DESCRIPTION OF THE TASK => Your task is to transcribe all the entries exactly, excluding pictures.

+ + +

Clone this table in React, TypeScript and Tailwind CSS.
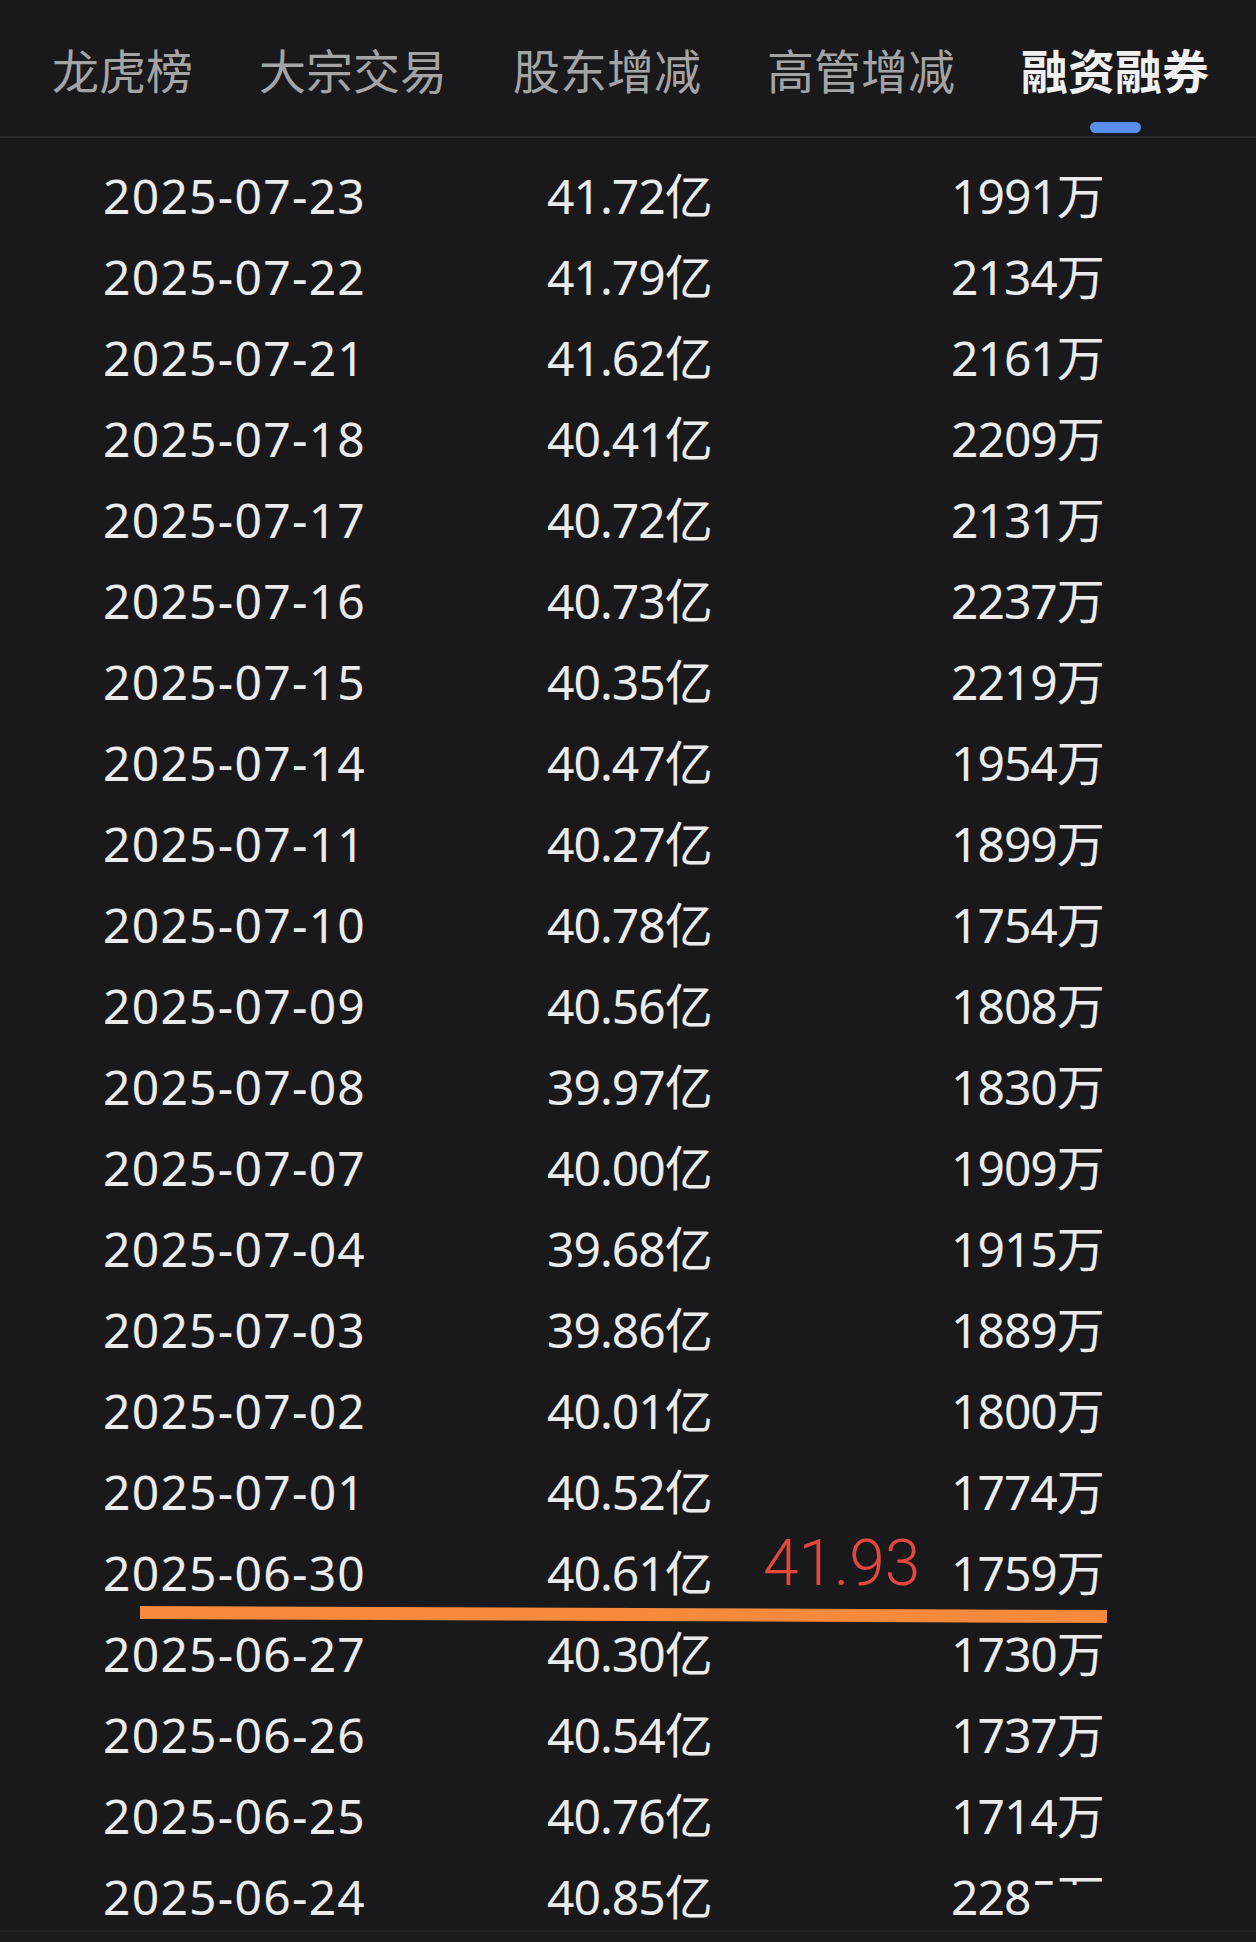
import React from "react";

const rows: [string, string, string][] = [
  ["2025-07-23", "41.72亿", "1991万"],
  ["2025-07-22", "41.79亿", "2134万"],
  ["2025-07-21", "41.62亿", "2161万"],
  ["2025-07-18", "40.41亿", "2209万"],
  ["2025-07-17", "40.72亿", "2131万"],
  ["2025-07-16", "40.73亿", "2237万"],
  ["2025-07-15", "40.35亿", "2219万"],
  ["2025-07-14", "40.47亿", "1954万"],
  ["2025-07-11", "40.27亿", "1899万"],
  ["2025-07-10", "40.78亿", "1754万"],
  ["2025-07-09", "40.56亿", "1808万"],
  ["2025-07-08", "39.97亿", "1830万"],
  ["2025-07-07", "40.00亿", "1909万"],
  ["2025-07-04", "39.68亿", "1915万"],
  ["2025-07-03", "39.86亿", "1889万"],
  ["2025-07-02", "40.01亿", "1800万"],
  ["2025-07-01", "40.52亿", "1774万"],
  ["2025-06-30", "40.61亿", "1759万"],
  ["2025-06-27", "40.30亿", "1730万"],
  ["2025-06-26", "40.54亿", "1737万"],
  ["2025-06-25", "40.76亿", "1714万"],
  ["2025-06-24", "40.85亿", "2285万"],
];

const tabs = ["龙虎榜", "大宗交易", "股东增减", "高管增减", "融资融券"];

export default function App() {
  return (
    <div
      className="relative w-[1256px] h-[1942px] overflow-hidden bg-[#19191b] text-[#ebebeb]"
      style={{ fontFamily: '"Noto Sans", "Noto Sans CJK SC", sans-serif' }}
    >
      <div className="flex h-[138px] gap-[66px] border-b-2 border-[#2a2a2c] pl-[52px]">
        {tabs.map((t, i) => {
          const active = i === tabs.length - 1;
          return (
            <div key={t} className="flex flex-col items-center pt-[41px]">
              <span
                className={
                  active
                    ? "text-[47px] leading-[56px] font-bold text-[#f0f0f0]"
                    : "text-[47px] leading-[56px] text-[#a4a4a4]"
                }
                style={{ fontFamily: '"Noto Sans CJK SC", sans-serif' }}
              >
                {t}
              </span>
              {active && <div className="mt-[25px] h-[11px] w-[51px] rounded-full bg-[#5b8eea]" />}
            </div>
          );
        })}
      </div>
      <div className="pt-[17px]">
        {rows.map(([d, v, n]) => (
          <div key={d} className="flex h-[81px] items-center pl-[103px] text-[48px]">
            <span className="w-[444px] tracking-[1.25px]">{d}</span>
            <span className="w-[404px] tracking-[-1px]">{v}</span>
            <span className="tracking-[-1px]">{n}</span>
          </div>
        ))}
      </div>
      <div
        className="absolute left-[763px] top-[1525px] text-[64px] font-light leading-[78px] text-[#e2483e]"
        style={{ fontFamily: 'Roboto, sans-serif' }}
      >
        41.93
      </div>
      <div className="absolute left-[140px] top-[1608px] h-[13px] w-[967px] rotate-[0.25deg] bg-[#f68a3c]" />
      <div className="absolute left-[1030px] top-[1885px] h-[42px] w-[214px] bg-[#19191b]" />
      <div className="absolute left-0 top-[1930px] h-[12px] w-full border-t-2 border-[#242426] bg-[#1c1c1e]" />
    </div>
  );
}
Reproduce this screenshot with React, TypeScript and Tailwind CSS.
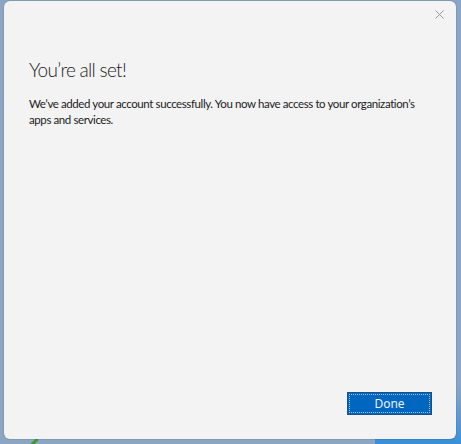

+ + +

FINAL RESULT =>
Clone this table in React, TypeScript and Tailwind CSS.
import React from "react";

const rows: [string, string, string][] = [
  ["2025-07-23", "41.72亿", "1991万"],
  ["2025-07-22", "41.79亿", "2134万"],
  ["2025-07-21", "41.62亿", "2161万"],
  ["2025-07-18", "40.41亿", "2209万"],
  ["2025-07-17", "40.72亿", "2131万"],
  ["2025-07-16", "40.73亿", "2237万"],
  ["2025-07-15", "40.35亿", "2219万"],
  ["2025-07-14", "40.47亿", "1954万"],
  ["2025-07-11", "40.27亿", "1899万"],
  ["2025-07-10", "40.78亿", "1754万"],
  ["2025-07-09", "40.56亿", "1808万"],
  ["2025-07-08", "39.97亿", "1830万"],
  ["2025-07-07", "40.00亿", "1909万"],
  ["2025-07-04", "39.68亿", "1915万"],
  ["2025-07-03", "39.86亿", "1889万"],
  ["2025-07-02", "40.01亿", "1800万"],
  ["2025-07-01", "40.52亿", "1774万"],
  ["2025-06-30", "40.61亿", "1759万"],
  ["2025-06-27", "40.30亿", "1730万"],
  ["2025-06-26", "40.54亿", "1737万"],
  ["2025-06-25", "40.76亿", "1714万"],
  ["2025-06-24", "40.85亿", "2285万"],
];

const tabs = ["龙虎榜", "大宗交易", "股东增减", "高管增减", "融资融券"];

export default function App() {
  return (
    <div
      className="relative w-[1256px] h-[1942px] overflow-hidden bg-[#19191b] text-[#ebebeb]"
      style={{ fontFamily: '"Noto Sans", "Noto Sans CJK SC", sans-serif' }}
    >
      <div className="flex h-[138px] gap-[66px] border-b-2 border-[#2a2a2c] pl-[52px]">
        {tabs.map((t, i) => {
          const active = i === tabs.length - 1;
          return (
            <div key={t} className="flex flex-col items-center pt-[41px]">
              <span
                className={
                  active
                    ? "text-[47px] leading-[56px] font-bold text-[#f0f0f0]"
                    : "text-[47px] leading-[56px] text-[#a4a4a4]"
                }
                style={{ fontFamily: '"Noto Sans CJK SC", sans-serif' }}
              >
                {t}
              </span>
              {active && <div className="mt-[25px] h-[11px] w-[51px] rounded-full bg-[#5b8eea]" />}
            </div>
          );
        })}
      </div>
      <div className="pt-[17px]">
        {rows.map(([d, v, n]) => (
          <div key={d} className="flex h-[81px] items-center pl-[103px] text-[48px]">
            <span className="w-[444px] tracking-[1.25px]">{d}</span>
            <span className="w-[404px] tracking-[-1px]">{v}</span>
            <span className="tracking-[-1px]">{n}</span>
          </div>
        ))}
      </div>
      <div
        className="absolute left-[763px] top-[1525px] text-[64px] font-light leading-[78px] text-[#e2483e]"
        style={{ fontFamily: 'Roboto, sans-serif' }}
      >
        41.93
      </div>
      <div className="absolute left-[140px] top-[1608px] h-[13px] w-[967px] rotate-[0.25deg] bg-[#f68a3c]" />
      <div className="absolute left-[1030px] top-[1885px] h-[42px] w-[214px] bg-[#19191b]" />
      <div className="absolute left-0 top-[1930px] h-[12px] w-full border-t-2 border-[#242426] bg-[#1c1c1e]" />
    </div>
  );
}
Reproduce this screenshot with React, TypeScript and Tailwind CSS.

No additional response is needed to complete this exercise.